### Data segment
******

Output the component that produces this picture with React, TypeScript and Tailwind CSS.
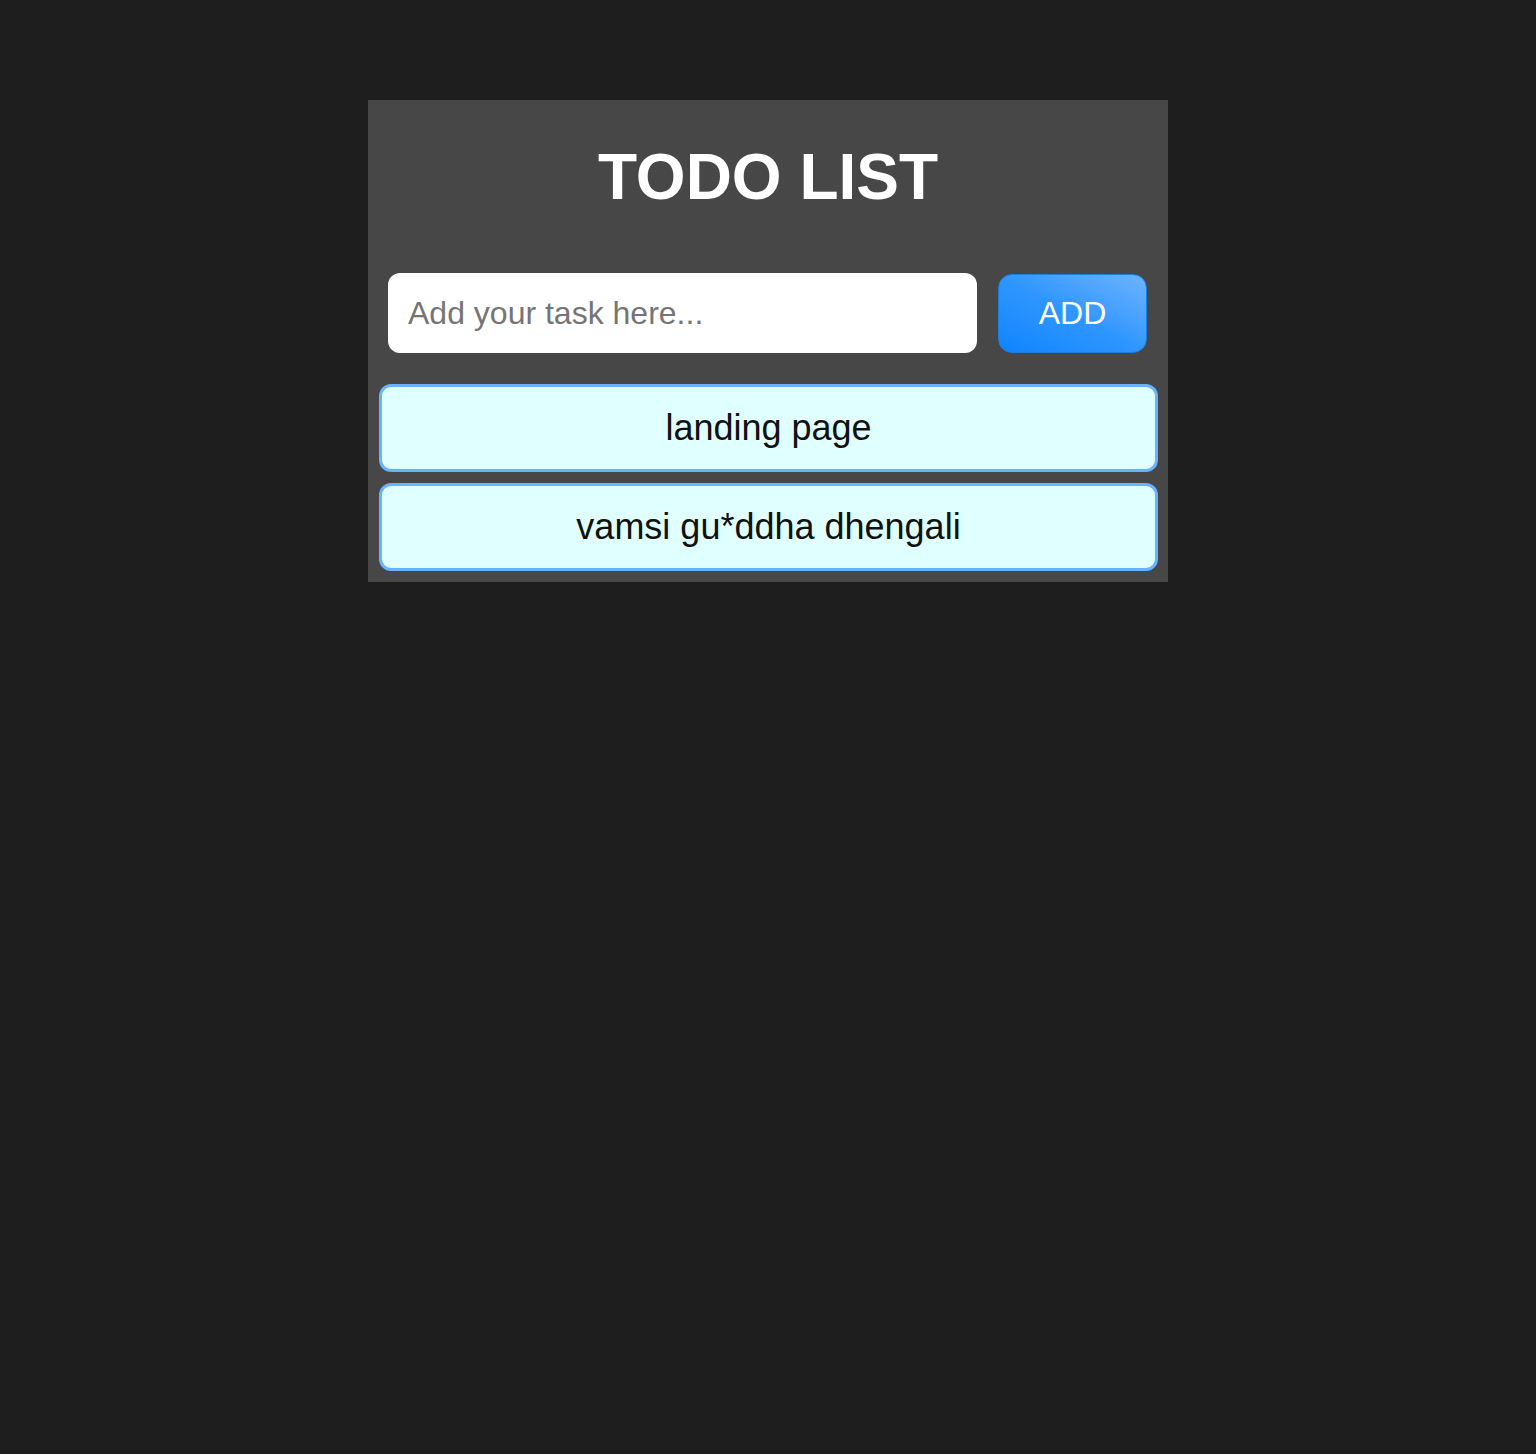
import { useState } from "react";

export default function App() {
  const [task, setTask] = useState("");
  const [todos, setTodos] = useState<string[]>(["landing page", "vamsi gu*ddha dhengali"]);

  const addTodo = () => {
    if (!task.trim()) return;
    setTodos([...todos, task.trim()]);
    setTask("");
  };

  return (
    <div className="min-h-screen bg-[#1e1e1e] pt-[100px] font-['Liberation_Sans',Arial,sans-serif]">
      <div className="mx-auto w-[800px] bg-[#474747] pt-[45px] pb-[11px]">
        <h1 className="text-center text-[64px] leading-[64px] font-bold text-white">TODO LIST</h1>

        <div className="mt-[64px] flex items-center pl-[20px] pr-[21px]">
          <input
            value={task}
            onChange={(e) => setTask(e.target.value)}
            placeholder="Add your task here..."
            className="h-[80px] w-[589px] rounded-[12px] bg-white px-[20px] text-[32px] text-black outline-none placeholder:text-[#757575]"
          />
          <button
            onClick={addTodo}
            className="ml-[21px] h-[79px] w-[149px] rounded-[14px] border border-[#1c7fe0] bg-gradient-to-tr from-[#0a84ff] via-[#2f96ff] to-[#6cb4ff] text-[32px] text-white"
          >
            ADD
          </button>
        </div>

        <ul className="mt-[31px] flex flex-col gap-[11px] pl-[11px]">
          {todos.map((t, i) => (
            <li
              key={i}
              className="flex h-[88px] w-[779px] items-center justify-center rounded-[12px] border-[3px] border-[#66b3ff] bg-[#e0ffff] text-[36px] text-[#111111]"
            >
              {t}
            </li>
          ))}
        </ul>
      </div>
    </div>
  );
}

******

### Written task
Would you set down the listing exactly, omitting pictures?

### Worked answer
Output the component that produces this picture with React, TypeScript and Tailwind CSS.
import { useState } from "react";

export default function App() {
  const [task, setTask] = useState("");
  const [todos, setTodos] = useState<string[]>(["landing page", "vamsi gu*ddha dhengali"]);

  const addTodo = () => {
    if (!task.trim()) return;
    setTodos([...todos, task.trim()]);
    setTask("");
  };

  return (
    <div className="min-h-screen bg-[#1e1e1e] pt-[100px] font-['Liberation_Sans',Arial,sans-serif]">
      <div className="mx-auto w-[800px] bg-[#474747] pt-[45px] pb-[11px]">
        <h1 className="text-center text-[64px] leading-[64px] font-bold text-white">TODO LIST</h1>

        <div className="mt-[64px] flex items-center pl-[20px] pr-[21px]">
          <input
            value={task}
            onChange={(e) => setTask(e.target.value)}
            placeholder="Add your task here..."
            className="h-[80px] w-[589px] rounded-[12px] bg-white px-[20px] text-[32px] text-black outline-none placeholder:text-[#757575]"
          />
          <button
            onClick={addTodo}
            className="ml-[21px] h-[79px] w-[149px] rounded-[14px] border border-[#1c7fe0] bg-gradient-to-tr from-[#0a84ff] via-[#2f96ff] to-[#6cb4ff] text-[32px] text-white"
          >
            ADD
          </button>
        </div>

        <ul className="mt-[31px] flex flex-col gap-[11px] pl-[11px]">
          {todos.map((t, i) => (
            <li
              key={i}
              className="flex h-[88px] w-[779px] items-center justify-center rounded-[12px] border-[3px] border-[#66b3ff] bg-[#e0ffff] text-[36px] text-[#111111]"
            >
              {t}
            </li>
          ))}
        </ul>
      </div>
    </div>
  );
}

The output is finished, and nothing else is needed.